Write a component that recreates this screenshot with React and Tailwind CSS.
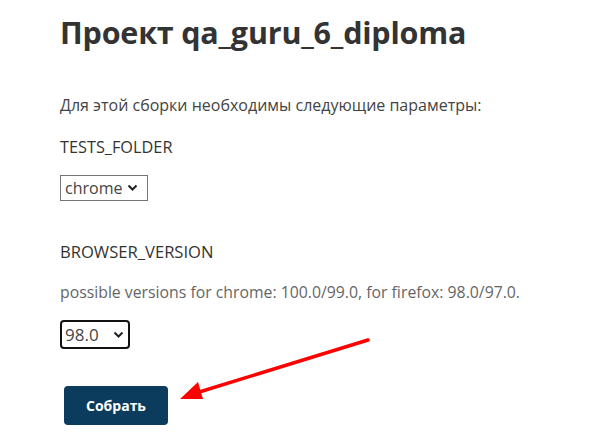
import React from "react";

export default function App() {
  return (
    <div
      className="relative w-[603px] h-[438px] bg-white overflow-hidden text-[#333]"
      style={{ fontFamily: '"Open Sans", "Noto Sans", sans-serif' }}
    >
      <div className="pl-[60px] pt-[12px] flex flex-col items-start">
        <h1 className="text-[30.5px] font-bold leading-[40px] text-[#333] tracking-[-0.2px]">
          Проект qa_guru_6_diploma
        </h1>
        <p className="mt-[42px] text-[16px] leading-[22px] text-[#444]">
          Для этой сборки необходимы следующие параметры:
        </p>
        <div className="mt-[20px] text-[16.3px] leading-[22px] text-[#333]">TESTS_FOLDER</div>
        <div className="mt-[17px] h-[26px] w-[88px] border border-[#767676] flex items-center pl-[4px] text-[16px] text-[#444]">
          <span>chrome</span>
          <svg className="ml-[5px]" width="11" height="8" viewBox="0 0 11 8">
            <path d="M1.5 1.5 L5.5 5.5 L9.5 1.5" stroke="#222" strokeWidth="2" fill="none" />
          </svg>
        </div>
        <div className="mt-[40px] text-[16.6px] leading-[22px] text-[#333]">BROWSER_VERSION</div>
        <p className="mt-[18px] text-[15.8px] leading-[22px] text-[#666]">
          possible versions for chrome: 100.0/99.0, for firefox: 98.0/97.0.
        </p>
        <div className="mt-[17px] h-[29px] w-[70px] border-2 border-[#111] rounded-[4px] flex items-center pl-[3px] text-[17px] text-[#444]">
          <span>98.0</span>
          <svg className="ml-[14px]" width="11" height="8" viewBox="0 0 11 8">
            <path d="M1.5 1.5 L5.5 5.5 L9.5 1.5" stroke="#222" strokeWidth="2" fill="none" />
          </svg>
        </div>
        <button className="mt-[37px] ml-[4px] h-[39px] w-[104px] rounded-[4px] bg-[#0b3c5d] text-white text-[14px] font-bold flex items-center justify-center">
          Собрать
        </button>
      </div>
      <svg className="absolute left-0 top-0" width="603" height="438" viewBox="0 0 603 438">
        <line x1="368" y1="340" x2="196" y2="393" stroke="#ff0000" strokeWidth="3.5" strokeLinecap="round" />
        <polygon points="180,399 198,382 203,399" fill="#ff0000" />
      </svg>
    </div>
  );
}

- [AIM OF THE EXERCISE]
Exactly reproduce the run of lines from the start of the listing through the line with "import React from", inclusive; pictures are not copied.

- [FINAL ANSWER]
Write a component that recreates this screenshot with React and Tailwind CSS.
import React from "react";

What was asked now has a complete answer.